Does semi-free behave well under totalization Suppose I have a dg algebra $(A,d)$ and a chain complex $M^\bullet$ of semi-free $(A,d)$ modules. I am hoping it is true that $ Tot^\coprod (M^\bullet)$ is again a semi-free $(A,d)$ module. Is this so? And if yes, what filtration should one choose?
The definition of semi-free I am using is: $X$ is semi-free if $X$ is the union of  an increasing sequence of dg $A$-modules $X_i$ , such that $ i \in \mathbb{N}$, $X_0 = 0$ and $ X_{i+1}/X_i$ is a free dg $A$-module. 
 A: If $M_\bullet$ is not bounded above, then the totalization may not be semi-free.
For example, let $k$ be a field, and $A=k[x]/(x^2)$, considered as a DG algebra concentrated in degree zero, with trivial differential. Then the chain complex
$$\dots\to A\to A\to A\to A\to\dots,$$
where all the differentials are multiplication by $x$, is not semi-free considered as a DG $A$-module, as it has no free DG submodules.

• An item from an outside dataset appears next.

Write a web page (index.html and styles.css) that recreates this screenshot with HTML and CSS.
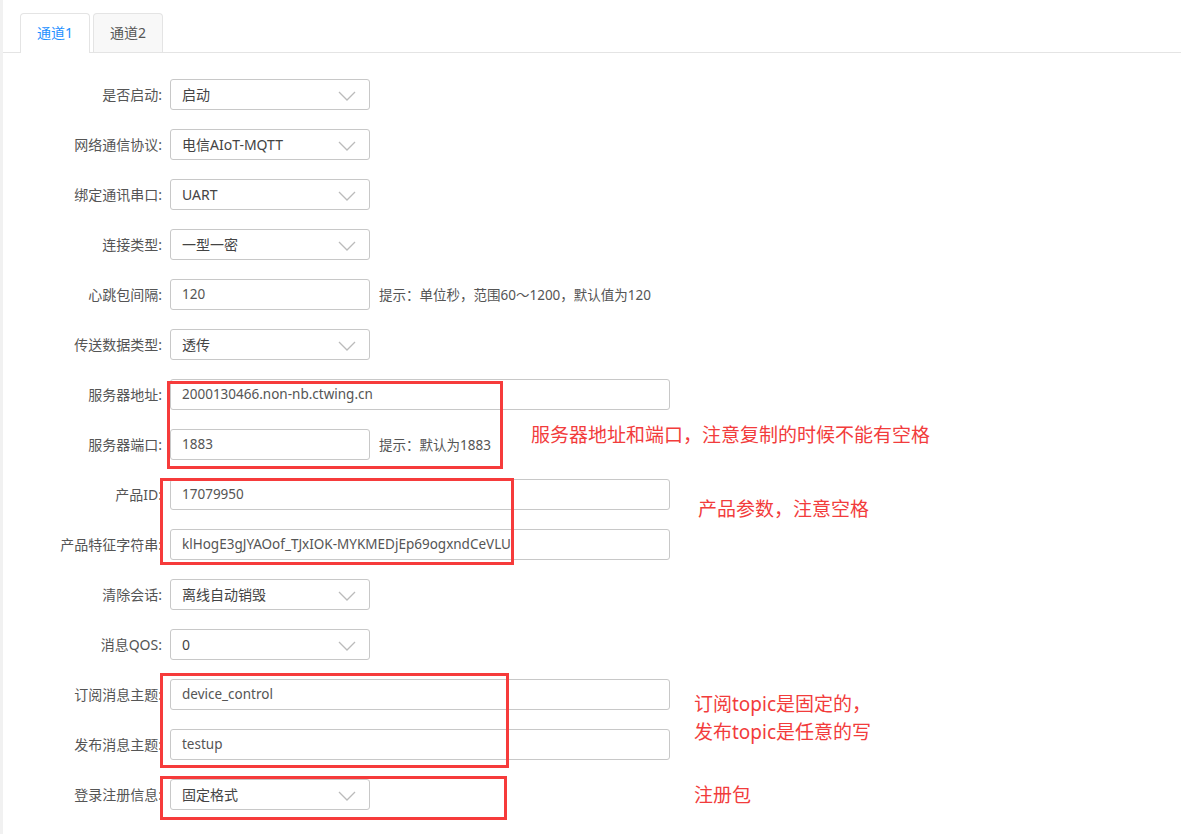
FILE: index.html
```html
<!DOCTYPE html>
<html lang="zh-CN">
<head>
  <meta charset="UTF-8" />
  <title>通道配置</title>
  <link rel="stylesheet" href="styles.css">
</head>
<body>
  <div class="page">
    <div class="tabs">
      <div class="tab active">通道1</div>
      <div class="tab">通道2</div>
    </div>

    <form class="config">
      <div class="row">
        <label>是否启动:</label>
        <div class="select">启动<svg class="arrow" viewBox="0 0 18 10"><polyline points="1,1 9,9 17,1" /></svg></div>
      </div>
      <div class="row">
        <label>网络通信协议:</label>
        <div class="select">电信AIoT-MQTT<svg class="arrow" viewBox="0 0 18 10"><polyline points="1,1 9,9 17,1" /></svg></div>
      </div>
      <div class="row">
        <label>绑定通讯串口:</label>
        <div class="select">UART<svg class="arrow" viewBox="0 0 18 10"><polyline points="1,1 9,9 17,1" /></svg></div>
      </div>
      <div class="row">
        <label>连接类型:</label>
        <div class="select">一型一密<svg class="arrow" viewBox="0 0 18 10"><polyline points="1,1 9,9 17,1" /></svg></div>
      </div>
      <div class="row">
        <label>心跳包间隔:</label>
        <div class="input short">120</div>
        <span class="hint">提示：单位秒，范围60～1200，默认值为120</span>
      </div>
      <div class="row">
        <label>传送数据类型:</label>
        <div class="select">透传<svg class="arrow" viewBox="0 0 18 10"><polyline points="1,1 9,9 17,1" /></svg></div>
      </div>
      <div class="row">
        <label>服务器地址:</label>
        <div class="input">2000130466.non-nb.ctwing.cn</div>
      </div>
      <div class="row">
        <label>服务器端口:</label>
        <div class="input short">1883</div>
        <span class="hint">提示：默认为1883</span>
      </div>
      <div class="row">
        <label>产品ID:</label>
        <div class="input">17079950</div>
      </div>
      <div class="row">
        <label>产品特征字符串:</label>
        <div class="input">klHogE3gJYAOof_TJxIOK-MYKMEDjEp69ogxndCeVLU</div>
      </div>
      <div class="row">
        <label>清除会话:</label>
        <div class="select">离线自动销毁<svg class="arrow" viewBox="0 0 18 10"><polyline points="1,1 9,9 17,1" /></svg></div>
      </div>
      <div class="row">
        <label>消息QOS:</label>
        <div class="select">0<svg class="arrow" viewBox="0 0 18 10"><polyline points="1,1 9,9 17,1" /></svg></div>
      </div>
      <div class="row">
        <label>订阅消息主题:</label>
        <div class="input">device_control</div>
      </div>
      <div class="row">
        <label>发布消息主题:</label>
        <div class="input">testup</div>
      </div>
      <div class="row">
        <label>登录注册信息:</label>
        <div class="select">固定格式<svg class="arrow" viewBox="0 0 18 10"><polyline points="1,1 9,9 17,1" /></svg></div>
      </div>
    </form>

    <!-- annotations drawn over the form -->
    <div class="mark mark-server"></div>
    <div class="mark mark-product"></div>
    <div class="mark mark-topic"></div>
    <div class="mark mark-login"></div>

    <div class="note note-server">服务器地址和端口，注意复制的时候不能有空格</div>
    <div class="note note-product">产品参数，注意空格</div>
    <div class="note note-topic">订阅topic是固定的，<br>发布topic是任意的写</div>
    <div class="note note-login">注册包</div>
  </div>
</body>
</html>
```

FILE: styles.css
```css
body {
  margin: 0;
  font-family: 'Noto Sans', 'Noto Sans CJK SC', sans-serif;
  font-size: 14px;
  color: #555;
  background: #fff;
}

.page {
  position: relative;
  min-height: 834px;
  border-left: 3px solid #f1f1f1;
}

.tabs {
  display: flex;
  gap: 3px;
  padding: 13px 0 0 17px;
  border-bottom: 1px solid #e4e4e4;
}

.tab {
  height: 38px;
  line-height: 38px;
  padding: 0 16px;
  border: 1px solid #e4e4e4;
  border-bottom: none;
  border-radius: 4px 4px 0 0;
  background: #f8f8f8;
  color: #555;
  margin-bottom: -1px;
}

.tab.active {
  background: #fff;
  color: #1e90ff;
  height: 39px;
}

.config {
  padding-top: 16px;
}

.row {
  display: flex;
  align-items: center;
  height: 50px;
}

.row label {
  width: 159px;
  text-align: right;
  margin-right: 8px;
  color: #555;
}

.select, .input {
  box-sizing: border-box;
  height: 31px;
  line-height: 29px;
  border: 1px solid #c8c8c8;
  border-radius: 3px;
  padding: 0 11px;
  color: #444;
  white-space: nowrap;
}

.select {
  width: 200px;
  display: flex;
  align-items: center;
  justify-content: space-between;
}

.input {
  width: 500px;
  font-size: 13.5px;
  color: #555;
}

.input.short {
  width: 200px;
}

.arrow {
  width: 18px;
  height: 10px;
  margin-right: 2px;
  margin-top: 4px;
}

.arrow polyline {
  fill: none;
  stroke: #bbb;
  stroke-width: 1.3;
}

.hint {
  margin-left: 9px;
  font-size: 13.5px;
  color: #555;
}

.mark {
  position: absolute;
  border: 3px solid #f63b3b;
  box-sizing: border-box;
}

.mark-server { left: 164px; top: 381px; width: 336px; height: 88px; }
.mark-product { left: 157px; top: 478px; width: 354px; height: 87px; }
.mark-topic { left: 157px; top: 673px; width: 349px; height: 95px; }
.mark-login { left: 157px; top: 776px; width: 347px; height: 44px; }

.note {
  position: absolute;
  font-size: 19px;
  line-height: 28px;
  color: #f23c3c;
  white-space: nowrap;
}

.note-server { left: 528px; top: 421px; }
.note-product { left: 695px; top: 495px; }
.note-topic { left: 691px; top: 690px; }
.note-login { left: 691px; top: 781px; }
```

A: So here is a partial answer, If $M_\bullet$ chain complex of dg $A$ modules then $\text{Tot}^\coprod M$ can be realized as a dg $A$ module whose underlying graded module is given by
$ \coprod\limits_{i \in \mathbb{Z}} [-i] M_i $
and whose differential is 
$d = d_{[-i]M_i} + d^i_{M_\bullet}$ 
Now suppose that $M_\bullet$ is bounded above, i.e. of the form:
$\cdots \rightarrow M_{-i} \rightarrow M_{-i+1} \rightarrow \cdots \rightarrow M_0 \rightarrow 0$
Then you can build the desired filtration where $X_0 = 0$ and for $ j \geq 1$ 
$ X_j : = \text{Tot}^{\coprod} ( \cdots \rightarrow 0 \rightarrow M_{-j+1}\rightarrow M_{-j+2} \rightarrow \cdots \rightarrow M_0) $
Note that the quotients in this filtration will be semi-free and not free but this enough to show that the totalization is semi-free.